1) образование третьего операционного направления (на Берлин) в самом дебюте военных действий. Очевидно, что в случае отказа Ставки пойти на поводу у союзников резервы не перебрасывались бы в район Варшавы, ослабляя оба русских фронта, наступавших в Галиции и Восточной Пруссии. Однако великий князь Николай Николаевич был восторженным апологетом русско-французского союза и потому, напротив, с радостью воспринял политическое давление со стороны французов. В итоге 2-я армия потеряла один армейский корпус (передан в 1-ю армию, откуда один корпус убыл под Варшаву), при наличии которого, возможно, сражение в Восточной Пруссии было бы выиграно русскими. Помимо того, русские 4-я и 5-я армии Юго-Западного фронта потерпели поражение в начале Галицийской битвы, и лишь ошибки австро-венгерского командования да нехватка у него сил не позволили австрийскому главкому ген. Ф. Конраду фон Гётцендорфу превратить это поражение в разгром. Впоследствии образование 9-й армии из варшавской группировки позволило вырвать победу из рук австрийцев, что ставится великому князю в заслугу. Однако наверняка, будь эти корпуса на своих местах, русские фронты вообще не потерпели бы поражений.
2) невзирая на свой несомненный авторитет в армии, великий князь Николай Николаевич не мог отстранять от должности даже командармов, что являлось прерогативой императора. Напротив, ген. Н.В. Рузский после Львова не только не был снят со своего поста командующего 3-й армией, но получил сразу два Георгиевских креста за один «подвиг», который был раздут до общенациональных масштабов. Этой профанацией Ставка пыталась прикрыть собственную бездарность в руководстве Действующей армией.
3) в период проведения Варшавско-Ивангородской и Лодзинской операций Ставка самоустранилась от руководства войсками, передав его в руки командующих фронтами, причем в первой из этих операций общее руководство осуществлялось фронтами по очереди. Предпринимая вместо жестких указаний метод постоянных совещаний с командующими фронтами, великий князь Николай Николаевич скорее даже мешал организации подготовки и проведения операции, раз уж он не пожелал непосредственно руководить ими.
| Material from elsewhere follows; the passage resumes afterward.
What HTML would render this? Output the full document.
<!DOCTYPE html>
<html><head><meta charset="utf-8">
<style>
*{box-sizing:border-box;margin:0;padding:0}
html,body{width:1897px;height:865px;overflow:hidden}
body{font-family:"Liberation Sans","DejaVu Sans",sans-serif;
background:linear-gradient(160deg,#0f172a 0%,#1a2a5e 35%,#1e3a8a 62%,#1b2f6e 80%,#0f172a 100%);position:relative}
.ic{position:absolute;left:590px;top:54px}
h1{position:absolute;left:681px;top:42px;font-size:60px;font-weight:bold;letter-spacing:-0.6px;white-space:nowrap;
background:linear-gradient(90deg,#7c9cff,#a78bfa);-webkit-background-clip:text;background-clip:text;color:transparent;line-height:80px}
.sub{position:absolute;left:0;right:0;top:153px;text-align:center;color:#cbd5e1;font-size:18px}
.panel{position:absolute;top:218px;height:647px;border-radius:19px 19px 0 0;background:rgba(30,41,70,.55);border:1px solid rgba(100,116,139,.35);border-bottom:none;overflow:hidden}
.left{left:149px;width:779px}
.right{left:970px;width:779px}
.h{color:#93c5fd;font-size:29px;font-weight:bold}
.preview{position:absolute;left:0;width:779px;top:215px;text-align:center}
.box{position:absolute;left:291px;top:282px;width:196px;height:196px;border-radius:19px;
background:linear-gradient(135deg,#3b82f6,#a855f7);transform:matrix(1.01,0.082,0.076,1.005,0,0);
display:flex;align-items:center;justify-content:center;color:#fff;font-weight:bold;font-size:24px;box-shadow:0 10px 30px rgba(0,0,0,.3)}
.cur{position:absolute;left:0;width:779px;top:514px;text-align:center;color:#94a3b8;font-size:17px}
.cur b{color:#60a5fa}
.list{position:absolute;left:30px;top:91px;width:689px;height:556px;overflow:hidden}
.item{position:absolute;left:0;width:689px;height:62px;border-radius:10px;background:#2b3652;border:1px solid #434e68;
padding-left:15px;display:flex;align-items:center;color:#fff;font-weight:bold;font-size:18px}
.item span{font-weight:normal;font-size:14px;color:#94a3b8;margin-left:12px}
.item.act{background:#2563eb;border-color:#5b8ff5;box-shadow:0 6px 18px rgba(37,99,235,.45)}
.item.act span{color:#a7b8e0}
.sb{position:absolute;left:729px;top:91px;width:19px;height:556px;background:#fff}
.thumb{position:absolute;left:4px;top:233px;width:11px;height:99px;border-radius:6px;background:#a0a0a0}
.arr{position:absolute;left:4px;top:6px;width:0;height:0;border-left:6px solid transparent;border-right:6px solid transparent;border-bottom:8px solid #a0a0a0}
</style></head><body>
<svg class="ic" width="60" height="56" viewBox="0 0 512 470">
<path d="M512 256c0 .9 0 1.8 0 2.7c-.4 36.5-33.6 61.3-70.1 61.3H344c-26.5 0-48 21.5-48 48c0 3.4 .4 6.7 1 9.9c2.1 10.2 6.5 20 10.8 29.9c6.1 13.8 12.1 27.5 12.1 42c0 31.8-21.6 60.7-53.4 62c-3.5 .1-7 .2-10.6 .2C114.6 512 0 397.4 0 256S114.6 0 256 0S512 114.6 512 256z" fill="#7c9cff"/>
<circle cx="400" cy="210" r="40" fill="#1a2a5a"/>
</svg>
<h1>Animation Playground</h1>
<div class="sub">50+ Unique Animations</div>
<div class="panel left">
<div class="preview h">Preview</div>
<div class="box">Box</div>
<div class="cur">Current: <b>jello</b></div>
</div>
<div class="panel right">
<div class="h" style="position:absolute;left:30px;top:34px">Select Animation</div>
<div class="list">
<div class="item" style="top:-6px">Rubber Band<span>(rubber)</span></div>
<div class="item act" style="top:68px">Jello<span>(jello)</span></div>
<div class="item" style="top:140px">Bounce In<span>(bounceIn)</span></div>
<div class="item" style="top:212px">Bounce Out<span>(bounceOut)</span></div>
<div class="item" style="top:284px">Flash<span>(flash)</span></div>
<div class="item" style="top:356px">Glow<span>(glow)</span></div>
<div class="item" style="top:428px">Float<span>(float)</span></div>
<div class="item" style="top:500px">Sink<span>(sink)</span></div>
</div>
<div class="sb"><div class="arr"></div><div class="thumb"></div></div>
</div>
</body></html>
4) самоубийственное наступление в Карпатах зимой 1914/15 года, предпринятое под давлением штаба Юго-Западного фронта, уничтожило последние остатки боеприпасов и человеческих резервов накануне решительного наступления противника на Восточном фронте. Великий князь Николай Николаевич знал о назревшем кризисе вооружения, однако продолжил бессмысленно-преступное уничтожение остатков мирного времени.
5) принцип Ставки «ни шагу назад» весной — летом 1915 года стал главной причиной уничтожения последних кадров русской армии.
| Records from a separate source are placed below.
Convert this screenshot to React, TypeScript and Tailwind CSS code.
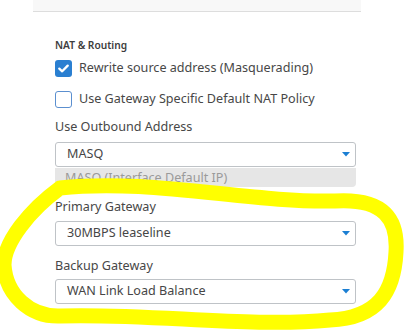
import React from 'react';

const font = { fontFamily: '"Noto Sans", "Open Sans", sans-serif' };

const Caret = () => (
  <svg width="8" height="5" viewBox="0 0 8 5" className="shrink-0">
    <path d="M0 0 H8 L4 4.5 Z" fill="#1b7fd3" />
  </svg>
);

const Select = ({ value, className = '' }: { value: string; className?: string }) => (
  <div
    className={`w-[301px] h-[25px] border border-[#bfc3c7] rounded-[3px] bg-white flex items-center justify-between pl-[11px] pr-[5px] text-[12.6px] text-[#464646] ${className}`}
  >
    <span>{value}</span>
    <Caret />
  </div>
);

const Check = ({ checked, label }: { checked?: boolean; label: string }) => (
  <div className="flex items-center gap-[7px] h-[17px]">
    {checked ? (
      <div className="w-[17px] h-[17px] rounded-[3px] bg-[#2a7fd1] flex items-center justify-center">
        <svg width="11" height="9" viewBox="0 0 11 9">
          <path d="M1.3 4.6 L4.2 7.3 L9.7 1.6" fill="none" stroke="white" strokeWidth="2.3" strokeLinecap="round" strokeLinejoin="round" />
        </svg>
      </div>
    ) : (
      <div className="w-[17px] h-[17px] rounded-[3px] border-[1.5px] border-[#5b8fcf] bg-white" />
    )}
    <span className="text-[12.6px] text-[#474747]">{label}</span>
  </div>
);

export default function App() {
  return (
    <div className="relative w-[404px] h-[330px] bg-white overflow-hidden" style={font}>
      <div className="ml-[33px] w-[328px] h-[12px] bg-[#f8f8f8] border-b border-[#dddddd]" />

      <div className="pl-[55px] flex flex-col">
        <div className="mt-[26px] h-[15px] text-[10.2px] font-semibold text-[#3d3d3d] leading-[15px]">NAT &amp; Routing</div>
        <div className="mt-[7px]">
          <Check checked label="Rewrite source address (Masquerading)" />
        </div>
        <div className="mt-[14px]">
          <Check label="Use Gateway Specific Default NAT Policy" />
        </div>

        <div className="mt-[10px] h-[18px] leading-[18px] text-[12.6px] text-[#474747]">Use Outbound Address</div>
        <Select value="MASQ" className="mt-[6px]" />
        <div className="mt-[1px] w-[301px] h-[19px] bg-[#e6e6e6] rounded-b-[4px] pl-[10px] text-[12.6px] leading-[19px] text-[#9a9a9a]">
          MASQ (Interface Default IP)
        </div>

        <div className="mt-[11px] h-[18px] leading-[18px] text-[12.6px] text-[#474747]">Primary Gateway</div>
        <Select value="30MBPS leaseline" className="mt-[5px]" />

        <div className="mt-[11px] h-[18px] leading-[18px] text-[12.6px] text-[#474747]">Backup Gateway</div>
        <Select value="WAN Link Load Balance" className="mt-[4px]" />
      </div>

      {/* hand-drawn highlight */}
      <svg className="absolute inset-0 pointer-events-none" width="404" height="330" viewBox="0 0 404 330">
        <path
          d="M60 188 C 150 178, 250 203, 335 201 C 385 198, 398 220, 396 252 C 394 292, 378 318, 330 320 C 250 328, 150 313, 60 316 C 30 317, 6 295, 4 265 C 4 242, 30 210, 60 188"
          fill="none"
          stroke="#ffff00"
          strokeWidth="15"
          strokeLinecap="round"
          strokeLinejoin="round"
        />
      </svg>
    </div>
  );
}
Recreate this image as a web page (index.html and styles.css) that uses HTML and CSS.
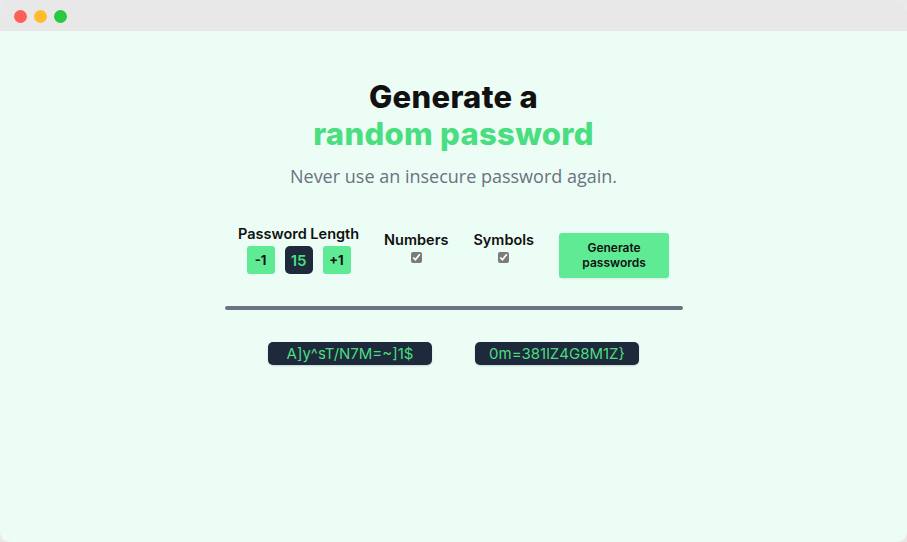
FILE: index.html
```html
<!DOCTYPE html>
<html>
<head>
<meta charset="utf-8">
<link rel="stylesheet" href="styles.css">
</head>
<body>
<div class="window">
  <div class="titlebar">
    <span class="dot red"></span>
    <span class="dot yellow"></span>
    <span class="dot green"></span>
  </div>
  <main class="content">
    <h1 class="title">Generate a<br><span class="accent">random password</span></h1>
    <p class="subtitle">Never use an insecure password again.</p>
    <div class="controls">
      <div class="group length">
        <div class="label">Password Length</div>
        <div class="stepper">
          <button class="step">-1</button>
          <span class="count">15</span>
          <button class="step">+1</button>
        </div>
      </div>
      <div class="group option">
        <div class="label">Numbers</div>
        <input type="checkbox" class="check" checked>
      </div>
      <div class="group option">
        <div class="label">Symbols</div>
        <input type="checkbox" class="check" checked>
      </div>
      <button class="generate">Generate<br>passwords</button>
    </div>
    <div class="divider"></div>
    <div class="results">
      <div class="pw">A]y^sT/N7M=~]1$</div>
      <div class="pw">0m=381lZ4G8M1Z}</div>
    </div>
  </main>
</div>
</body>
</html>
```
FILE: styles.css
```css
* { box-sizing: border-box; }
html, body { margin: 0; padding: 0; }
body {
  width: 907px;
  height: 542px;
  background: #e9e9e9;
  font-family: Inter, "Liberation Sans", sans-serif;
  overflow: hidden;
}
.window {
  width: 907px;
  height: 542px;
  border-radius: 10px;
  overflow: hidden;
  background: #ecfdf5;
  display: flex;
  flex-direction: column;
}
.titlebar {
  height: 31px;
  background: #e8e8e8;
  display: flex;
  align-items: center;
  gap: 7px;
  padding-left: 14px;
  padding-top: 2px;
}
.dot {
  width: 13px;
  height: 13px;
  border-radius: 50%;
  display: block;
}
.red { background: #fe5f57; }
.yellow { background: #febc2e; }
.green { background: #28c840; }
.content {
  flex: 1;
  display: flex;
  flex-direction: column;
  align-items: center;
}
.title {
  margin: 47px 0 0;
  font-size: 31px;
  line-height: 37px;
  font-weight: 800;
  text-align: center;
  color: #111111;
  letter-spacing: 0.3px;
}
.accent { color: #4ade80; }
.subtitle {
  margin: 12px 0 0;
  font-family: "Open Sans", sans-serif;
  font-size: 18px;
  line-height: 24px;
  color: #6b7280;
}
.controls {
  margin-top: 37px;
  display: flex;
  align-items: flex-start;
  gap: 25px;
}
.group {
  display: flex;
  flex-direction: column;
  align-items: center;
}
.label {
  font-size: 14.5px;
  font-weight: 600;
  color: #111111;
  line-height: 18px;
}
.stepper {
  display: flex;
  gap: 10px;
  margin-top: 3px;
}
.step, .count {
  width: 28px;
  height: 28px;
  border: none;
  border-radius: 3px;
  display: flex;
  align-items: center;
  justify-content: center;
  font-family: Inter, sans-serif;
  font-size: 13px;
  font-weight: 700;
  padding: 0;
}
.step { background: #5eeb94; color: #111; }
.count {
  background: #1e293b;
  color: #4ade80;
  font-size: 15px;
  font-weight: 600;
  border-radius: 5px;
}
.option { margin-top: 6px; }
.check {
  width: 11px;
  height: 11px;
  margin: 3px 0 0;
  accent-color: #7b7b7b;
}
.generate {
  margin-top: 8px;
  width: 110px;
  height: 45px;
  border: none;
  border-radius: 3px;
  background: #5eeb94;
  color: #111;
  font-family: Inter, sans-serif;
  font-size: 12px;
  font-weight: 600;
  line-height: 15px;
  padding: 0 0 2px;
  box-shadow: 0 1px 2px rgba(0,0,0,0.08);
}
.divider {
  margin-top: 28px;
  width: 458px;
  height: 4px;
  border-radius: 2px;
  background: #6b7280;
}
.results {
  margin-top: 32px;
  display: flex;
  gap: 43px;
}
.pw {
  width: 164px;
  height: 23px;
  border-radius: 5px;
  background: #1e293b;
  color: #4ade80;
  font-size: 15px;
  line-height: 23px;
  text-align: center;
  box-shadow: 0 1px 2px rgba(0,0,0,0.15);
}
```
6) не умея руководить войсками, великий князь Николай Николаевич не имел и благородства: на военного министра были не только свалены все грехи Ставки (как будто бы у Сухомлинова и так было мало грехов), но и вымышлены несуществующие. Именно Ставкой была развязана беспрецедентная кампания шпиономании, которая стала одной из главных причин краха русской монархии в феврале 1917 года.
7) в наиболее тяжелые дни отступления 1915 года великий князь Николай Николаевич впал в панику, что еще больше дезорганизовывало управление армиями. Именно после этого для императора Николая II стало очевидно, что его дядя не годится для поста Верховного Главнокомандующего.
8) в феврале 1917 года, наряду с прочими высшими военными начальниками, великий князь Николай Николаевич в телеграмме на имя императора высказал свое положительное мнение по поводу отречения Николая II от престола. Тем самым в кризисные дни бывший Главковерх отвернулся от своего венценосца, сюзерена, родственника и Верховного Главнокомандующего.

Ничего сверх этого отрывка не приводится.